EMBL's leads WP2 where it serves as data coordinator. EMBL ensures uniform access to data and computing platforms across the project, and obtains genotype-phenotype associations on case study systems.
EMBL will implement an iterative feedback mechanism to provide validation and improvement of models developed in WPs 3 to 5 by applying the models to multi-omics data from the case studies.
Also, EMBL will develop a solution to enable the sharing of the project's data outputs and how these results may be consumed by relevant EMBL resources.
CF leads WP3 where it brings its expertise in the modelling and analysis of collective behavior as well as in the use of Machine Learning and AI methods to develop statistical models for multi- omics data.
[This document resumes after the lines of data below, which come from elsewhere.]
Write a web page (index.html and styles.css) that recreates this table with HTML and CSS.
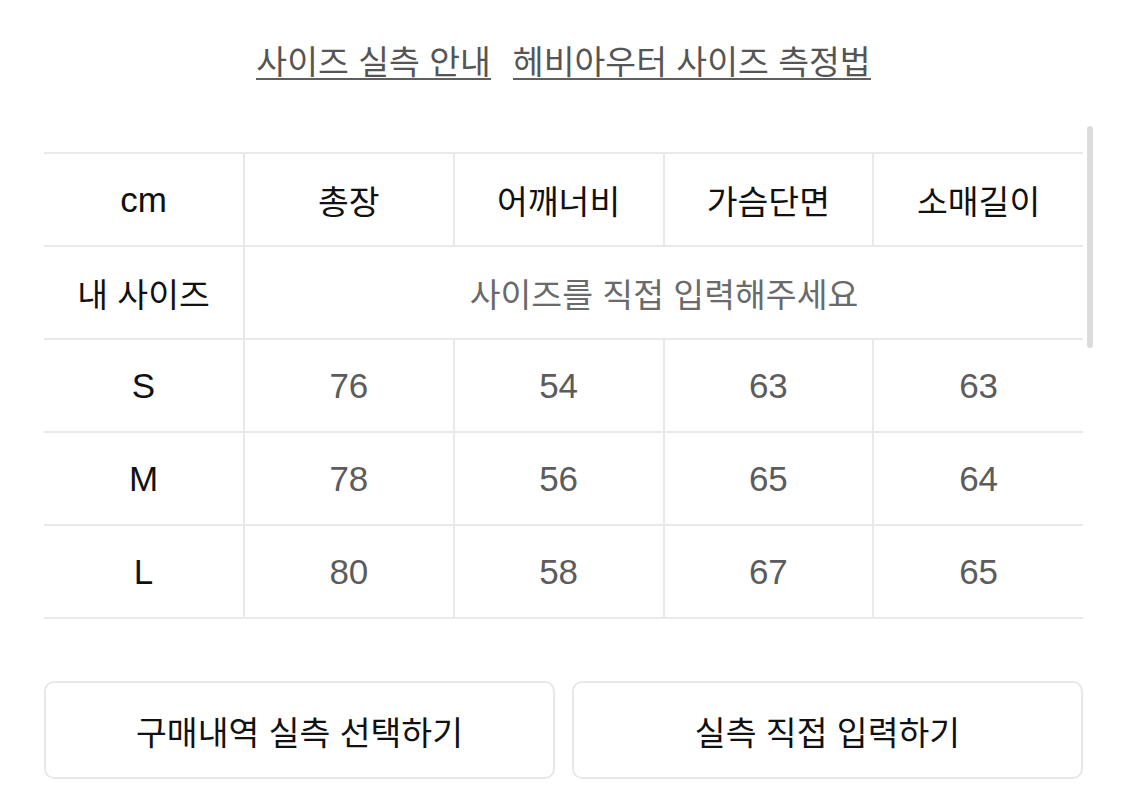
FILE: index.html
```html
<!DOCTYPE html>
<html lang="ko">
<head>
<meta charset="utf-8">
<title>사이즈</title>
<link rel="stylesheet" href="styles.css">
</head>
<body>
<div class="page">
  <nav class="links">
    <a class="link" href="#">사이즈 실측 안내</a>
    <a class="link" href="#">헤비아우터 사이즈 측정법</a>
  </nav>
  <div class="table-wrap">
    <table class="size-table">
      <tr>
        <th class="lat">cm</th>
        <th>총장</th>
        <th>어깨너비</th>
        <th>가슴단면</th>
        <th>소매길이</th>
      </tr>
      <tr>
        <th>내 사이즈</th>
        <td colspan="4" class="hint">사이즈를 직접 입력해주세요</td>
      </tr>
      <tr>
        <th class="lat">S</th>
        <td class="num">76</td><td class="num">54</td><td class="num">63</td><td class="num">63</td>
      </tr>
      <tr>
        <th class="lat">M</th>
        <td class="num">78</td><td class="num">56</td><td class="num">65</td><td class="num">64</td>
      </tr>
      <tr>
        <th class="lat">L</th>
        <td class="num">80</td><td class="num">58</td><td class="num">67</td><td class="num">65</td>
      </tr>
    </table>
    <div class="scrollbar"></div>
  </div>
  <div class="actions">
    <button class="btn" type="button">구매내역 실측 선택하기</button>
    <button class="btn" type="button">실측 직접 입력하기</button>
  </div>
</div>
</body>
</html>
```

FILE: styles.css
```css
html, body {
  margin: 0;
  padding: 0;
  background: #ffffff;
}

body {
  font-family: "Liberation Sans", "Noto Sans CJK KR", sans-serif;
  color: #111111;
}

.page {
  width: 1039px;
  padding: 0 42px 0 44px;
}

.links {
  display: flex;
  justify-content: center;
  align-items: flex-start;
  gap: 22px;
  padding-top: 41px;
  height: 152px;
  box-sizing: border-box;
}

.link {
  display: block;
  font-family: "Noto Sans CJK KR", sans-serif;
  font-size: 33.5px;
  line-height: 37px;
  color: #555555;
  text-decoration: none;
  border-bottom: 2.5px solid #5f5f5f;
}

.table-wrap {
  position: relative;
}

.size-table {
  width: 1039px;
  border-collapse: collapse;
  table-layout: fixed;
}

.size-table tr {
  height: 93px;
}

.size-table th,
.size-table td {
  border-top: 2px solid #e9e9e9;
  border-bottom: 2px solid #e9e9e9;
  border-left: 2px solid #e9e9e9;
  text-align: center;
  vertical-align: middle;
  padding: 0;
  font-family: "Noto Sans CJK KR", sans-serif;
  font-size: 33.5px;
  font-weight: 400;
  color: #111111;
}

.size-table th:first-child {
  border-left: none;
  width: 199px;
}

.size-table .lat {
  font-family: "Liberation Sans", sans-serif;
  font-size: 35px;
}

.size-table .num {
  font-family: "Liberation Sans", sans-serif;
  font-size: 35px;
  color: #5c5c5c;
}

.size-table .hint {
  color: #6a6a6a;
}

.scrollbar {
  position: absolute;
  right: -10px;
  top: -26px;
  width: 6px;
  height: 222px;
  border-radius: 3px;
  background: #dcdcdc;
}

.actions {
  display: flex;
  gap: 17px;
  margin-top: 62px;
}

.btn {
  flex: 1;
  height: 98px;
  background: #ffffff;
  border: 2px solid #e8e8e8;
  border-radius: 10px;
  font-family: "Noto Sans CJK KR", sans-serif;
  font-size: 33.5px;
  color: #111111;
  padding: 0;
}
```
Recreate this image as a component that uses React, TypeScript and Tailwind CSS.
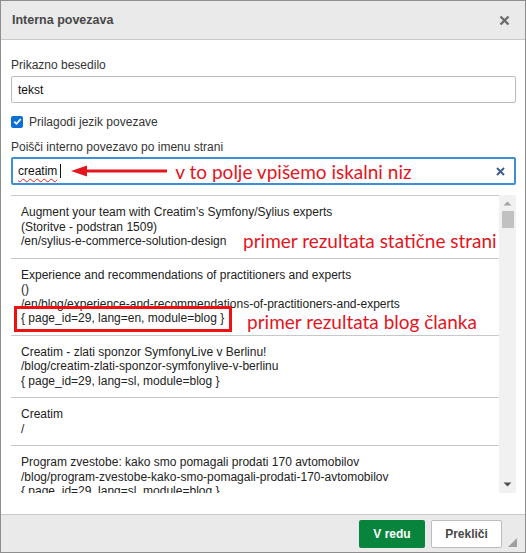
import React from "react";

type Result = { lines: string[] };

const results: Result[] = [
  {
    lines: [
      "Augment your team with Creatim’s Symfony/Sylius experts",
      "(Storitve - podstran 1509)",
      "/en/sylius-e-commerce-solution-design",
    ],
  },
  {
    lines: [
      "Experience and recommendations of practitioners and experts",
      "()",
      "/en/blog/experience-and-recommendations-of-practitioners-and-experts",
      "{ page_id=29, lang=en, module=blog }",
    ],
  },
  {
    lines: [
      "Creatim - zlati sponzor SymfonyLive v Berlinu!",
      "/blog/creatim-zlati-sponzor-symfonylive-v-berlinu",
      "{ page_id=29, lang=sl, module=blog }",
    ],
  },
  { lines: ["Creatim", "/"] },
  {
    lines: [
      "Program zvestobe: kako smo pomagali prodati 170 avtomobilov",
      "/blog/program-zvestobe-kako-smo-pomagali-prodati-170-avtomobilov",
      "{ page_id=29, lang=sl, module=blog }",
    ],
  },
];

const note = "font-['Lato','Open_Sans',sans-serif] text-[19px] leading-none text-[#e3151d]";

const App: React.FC = () => {
  return (
    <div className="w-[526px] h-[553px] flex flex-col bg-white border border-[#8e8e8e] font-['Liberation_Sans',Arial,sans-serif] text-[#333] overflow-hidden">
      {/* header */}
      <div className="h-[39px] shrink-0 flex items-center justify-between pl-[11px] pr-[15px] bg-[#eaeaea] border-b border-[#c9c9c9]">
        <span className="text-[12.5px] font-bold text-[#484848]">Interna povezava</span>
        <svg width="11" height="11" viewBox="0 0 11 11">
          <path d="M1.5 1.5 L9.5 9.5 M9.5 1.5 L1.5 9.5" stroke="#6b6b6b" strokeWidth="2.4" />
        </svg>
      </div>

      {/* body */}
      <div className="flex-1 flex flex-col pt-[18px] pl-[10px] pr-[9px] relative">
        <label className="text-[12px] leading-[15px]">Prikazno besedilo</label>
        <div className="mt-[3px] h-[27px] border border-[#bcbcbc] rounded-[2px] flex items-center px-[6px] text-[12px] text-[#111]">
          tekst
        </div>

        <div className="mt-[11px] flex items-center gap-[6px] h-[15px]">
          <span className="w-[12px] h-[12px] rounded-[2px] bg-[#0b6fd6] flex items-center justify-center">
            <svg width="9" height="9" viewBox="0 0 9 9">
              <path d="M1.3 4.6 L3.5 6.8 L7.8 2" fill="none" stroke="white" strokeWidth="1.8" />
            </svg>
          </span>
          <span className="text-[12px]">Prilagodi jezik povezave</span>
        </div>

        <label className="mt-[11px] text-[12px] leading-[15px]">Poišči interno povezavo po imenu strani</label>
        <div className="mt-[2px] h-[28px] border-2 border-[#3e8fd6] rounded-[2px] flex items-center pl-[5px] pr-[9px] text-[12px] text-[#111]">
          <span className="underline decoration-wavy decoration-[#e02020] decoration-1 underline-offset-[3px]">creatim</span>
          <span className="ml-[3px] w-px h-[14px] bg-[#111]" />
          <svg className="ml-[10px] shrink-0" width="98" height="14" viewBox="0 0 98 14">
            <path d="M14 7 L96 7" stroke="#e3151d" strokeWidth="3" />
            <path d="M0 7 L16 1.5 L16 12.5 Z" fill="#e3151d" />
          </svg>
          <span className={`ml-[6px] ${note}`}>v to polje vpišemo iskalni niz</span>
          <svg className="ml-auto" width="9" height="9" viewBox="0 0 9 9">
            <path d="M1 1 L8 8 M8 1 L1 8" stroke="#40608c" strokeWidth="2" />
          </svg>
        </div>

        {/* results */}
        <div className="mt-[10px] h-[298px] flex">
          <div className="flex-1 border-t border-[#c8c8c8] overflow-hidden relative">
            {results.map((r, i) => (
              <div key={i} className="pl-[10px] pt-[9px] pb-[9px] border-b border-[#c8c8c8] text-[12px] leading-[14.5px] text-[#222] whitespace-nowrap">
                {r.lines.map((l, j) => (
                  <div key={j}>{l}</div>
                ))}
              </div>
            ))}
            <span className={`absolute left-[232px] top-[35px] bg-white pr-[2px] ${note}`}>primer rezultata statične strani</span>
            <span className="absolute left-[3px] top-[110px] w-[218px] h-[26px] border-[3px] border-[#ee1111]" />
            <span className={`absolute left-[236px] top-[116px] ${note}`}>primer rezultata blog članka</span>
          </div>
          <div className="w-[17px] bg-[#f1f1f1] flex flex-col items-center">
            <svg className="mt-[6px]" width="9" height="5" viewBox="0 0 9 5">
              <path d="M0.5 4.5 L4.5 0.5 L8.5 4.5 Z" fill="#a3a3a3" />
            </svg>
            <div className="mt-[5px] w-[12px] h-[17px] bg-[#c1c1c1]" />
            <div className="flex-1" />
            <svg className="mb-[6px]" width="9" height="5" viewBox="0 0 9 5">
              <path d="M0.5 0.5 L4.5 4.5 L8.5 0.5 Z" fill="#505050" />
            </svg>
          </div>
        </div>
      </div>

      {/* footer */}
      <div className="h-[38px] shrink-0 bg-[#eaeaea] border-t border-[#c9c9c9] flex items-center justify-end gap-[6px] pr-[23px] relative">
        <button className="w-[66px] h-[28px] rounded-[2px] bg-[#09843d] text-white text-[12px] font-bold">V redu</button>
        <button className="w-[71px] h-[28px] rounded-[2px] bg-white border border-[#bcbcbc] text-[#484848] text-[12px] font-bold">Prekliči</button>
        <svg className="absolute right-[8px] bottom-[5px]" width="9" height="9" viewBox="0 0 9 9">
          <path d="M9 0 L9 9 L0 9 Z" fill="#a0a0a0" />
        </svg>
      </div>
    </div>
  );
};

export default App;
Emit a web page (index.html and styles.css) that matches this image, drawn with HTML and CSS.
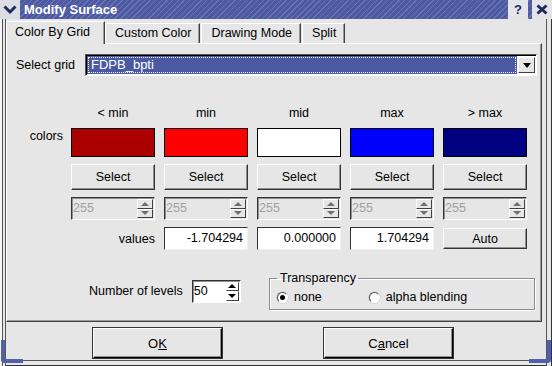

Qiagen will lead WP7 and move FindingPheno-developed technology from TRL4 to TRL6.
Njorth Bio is the project's Innovation Manager, responsible for leading the commercial application of the project's innovations. This largely falls under WP1, where Njorth Bio with the Outreach Manager work to ensure the project's communication actions target the most relevant industrial end-users while also providing commercial training and advice to researchers involved in WPs 3 to 5.
In WP7 Njorth Bio-Sciences will test the project's new statistical tools against its in-house omics resources to validate the new solutions in a relevant environment.
Chr. Hansen will contribute to WP7, providing feedback for the development of a bioinformatic tool and as an end-user by focusing the project on business relevant questions across all food production sectors including crops, aquaculture and terrestrial livestock.